§ **What the exercise asks**: Restate, word for word, all of the material shown below.

◇ ◇ ◇

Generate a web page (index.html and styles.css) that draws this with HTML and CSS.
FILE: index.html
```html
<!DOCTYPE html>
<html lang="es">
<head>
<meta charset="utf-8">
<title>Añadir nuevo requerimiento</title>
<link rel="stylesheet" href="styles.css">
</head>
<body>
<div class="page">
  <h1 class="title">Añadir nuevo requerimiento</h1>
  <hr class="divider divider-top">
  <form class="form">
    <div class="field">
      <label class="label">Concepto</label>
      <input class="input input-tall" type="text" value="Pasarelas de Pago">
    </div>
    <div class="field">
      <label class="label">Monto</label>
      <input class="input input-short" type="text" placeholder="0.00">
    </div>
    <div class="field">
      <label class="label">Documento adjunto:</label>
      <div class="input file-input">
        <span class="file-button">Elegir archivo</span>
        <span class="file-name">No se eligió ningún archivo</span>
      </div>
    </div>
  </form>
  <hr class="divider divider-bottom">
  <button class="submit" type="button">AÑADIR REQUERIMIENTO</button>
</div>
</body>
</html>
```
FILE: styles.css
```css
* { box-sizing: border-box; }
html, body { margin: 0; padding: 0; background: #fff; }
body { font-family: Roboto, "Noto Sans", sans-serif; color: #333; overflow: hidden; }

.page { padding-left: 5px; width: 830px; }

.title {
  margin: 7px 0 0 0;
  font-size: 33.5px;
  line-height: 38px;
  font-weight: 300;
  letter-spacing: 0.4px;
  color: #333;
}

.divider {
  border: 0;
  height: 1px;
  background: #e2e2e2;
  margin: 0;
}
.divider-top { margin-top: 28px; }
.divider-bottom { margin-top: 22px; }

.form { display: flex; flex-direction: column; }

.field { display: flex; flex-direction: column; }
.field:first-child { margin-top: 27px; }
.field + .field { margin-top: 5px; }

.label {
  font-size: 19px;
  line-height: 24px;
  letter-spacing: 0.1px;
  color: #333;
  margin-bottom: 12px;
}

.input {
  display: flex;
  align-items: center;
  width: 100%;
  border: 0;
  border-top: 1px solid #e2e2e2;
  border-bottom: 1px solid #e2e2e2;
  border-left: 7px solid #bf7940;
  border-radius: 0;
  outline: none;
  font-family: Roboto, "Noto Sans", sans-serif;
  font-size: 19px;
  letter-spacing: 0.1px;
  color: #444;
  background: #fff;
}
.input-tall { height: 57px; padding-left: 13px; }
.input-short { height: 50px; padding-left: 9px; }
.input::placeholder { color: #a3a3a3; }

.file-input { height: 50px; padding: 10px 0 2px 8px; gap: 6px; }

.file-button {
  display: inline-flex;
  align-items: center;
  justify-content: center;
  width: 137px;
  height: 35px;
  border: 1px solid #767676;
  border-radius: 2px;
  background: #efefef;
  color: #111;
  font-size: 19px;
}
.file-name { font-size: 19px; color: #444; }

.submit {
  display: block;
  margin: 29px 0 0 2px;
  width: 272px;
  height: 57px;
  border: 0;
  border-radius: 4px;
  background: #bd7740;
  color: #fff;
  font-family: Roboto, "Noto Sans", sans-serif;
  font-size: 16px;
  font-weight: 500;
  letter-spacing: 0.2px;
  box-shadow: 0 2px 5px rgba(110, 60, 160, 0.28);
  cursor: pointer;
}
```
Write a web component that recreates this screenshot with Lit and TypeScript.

◇ ◇ ◇

§ **Reply to the exercise**:
Generate a web page (index.html and styles.css) that draws this with HTML and CSS.
FILE: index.html
```html
<!DOCTYPE html>
<html lang="es">
<head>
<meta charset="utf-8">
<title>Añadir nuevo requerimiento</title>
<link rel="stylesheet" href="styles.css">
</head>
<body>
<div class="page">
  <h1 class="title">Añadir nuevo requerimiento</h1>
  <hr class="divider divider-top">
  <form class="form">
    <div class="field">
      <label class="label">Concepto</label>
      <input class="input input-tall" type="text" value="Pasarelas de Pago">
    </div>
    <div class="field">
      <label class="label">Monto</label>
      <input class="input input-short" type="text" placeholder="0.00">
    </div>
    <div class="field">
      <label class="label">Documento adjunto:</label>
      <div class="input file-input">
        <span class="file-button">Elegir archivo</span>
        <span class="file-name">No se eligió ningún archivo</span>
      </div>
    </div>
  </form>
  <hr class="divider divider-bottom">
  <button class="submit" type="button">AÑADIR REQUERIMIENTO</button>
</div>
</body>
</html>
```
FILE: styles.css
```css
* { box-sizing: border-box; }
html, body { margin: 0; padding: 0; background: #fff; }
body { font-family: Roboto, "Noto Sans", sans-serif; color: #333; overflow: hidden; }

.page { padding-left: 5px; width: 830px; }

.title {
  margin: 7px 0 0 0;
  font-size: 33.5px;
  line-height: 38px;
  font-weight: 300;
  letter-spacing: 0.4px;
  color: #333;
}

.divider {
  border: 0;
  height: 1px;
  background: #e2e2e2;
  margin: 0;
}
.divider-top { margin-top: 28px; }
.divider-bottom { margin-top: 22px; }

.form { display: flex; flex-direction: column; }

.field { display: flex; flex-direction: column; }
.field:first-child { margin-top: 27px; }
.field + .field { margin-top: 5px; }

.label {
  font-size: 19px;
  line-height: 24px;
  letter-spacing: 0.1px;
  color: #333;
  margin-bottom: 12px;
}

.input {
  display: flex;
  align-items: center;
  width: 100%;
  border: 0;
  border-top: 1px solid #e2e2e2;
  border-bottom: 1px solid #e2e2e2;
  border-left: 7px solid #bf7940;
  border-radius: 0;
  outline: none;
  font-family: Roboto, "Noto Sans", sans-serif;
  font-size: 19px;
  letter-spacing: 0.1px;
  color: #444;
  background: #fff;
}
.input-tall { height: 57px; padding-left: 13px; }
.input-short { height: 50px; padding-left: 9px; }
.input::placeholder { color: #a3a3a3; }

.file-input { height: 50px; padding: 10px 0 2px 8px; gap: 6px; }

.file-button {
  display: inline-flex;
  align-items: center;
  justify-content: center;
  width: 137px;
  height: 35px;
  border: 1px solid #767676;
  border-radius: 2px;
  background: #efefef;
  color: #111;
  font-size: 19px;
}
.file-name { font-size: 19px; color: #444; }

.submit {
  display: block;
  margin: 29px 0 0 2px;
  width: 272px;
  height: 57px;
  border: 0;
  border-radius: 4px;
  background: #bd7740;
  color: #fff;
  font-family: Roboto, "Noto Sans", sans-serif;
  font-size: 16px;
  font-weight: 500;
  letter-spacing: 0.2px;
  box-shadow: 0 2px 5px rgba(110, 60, 160, 0.28);
  cursor: pointer;
}
```
Write a web component that recreates this screenshot with Lit and TypeScript.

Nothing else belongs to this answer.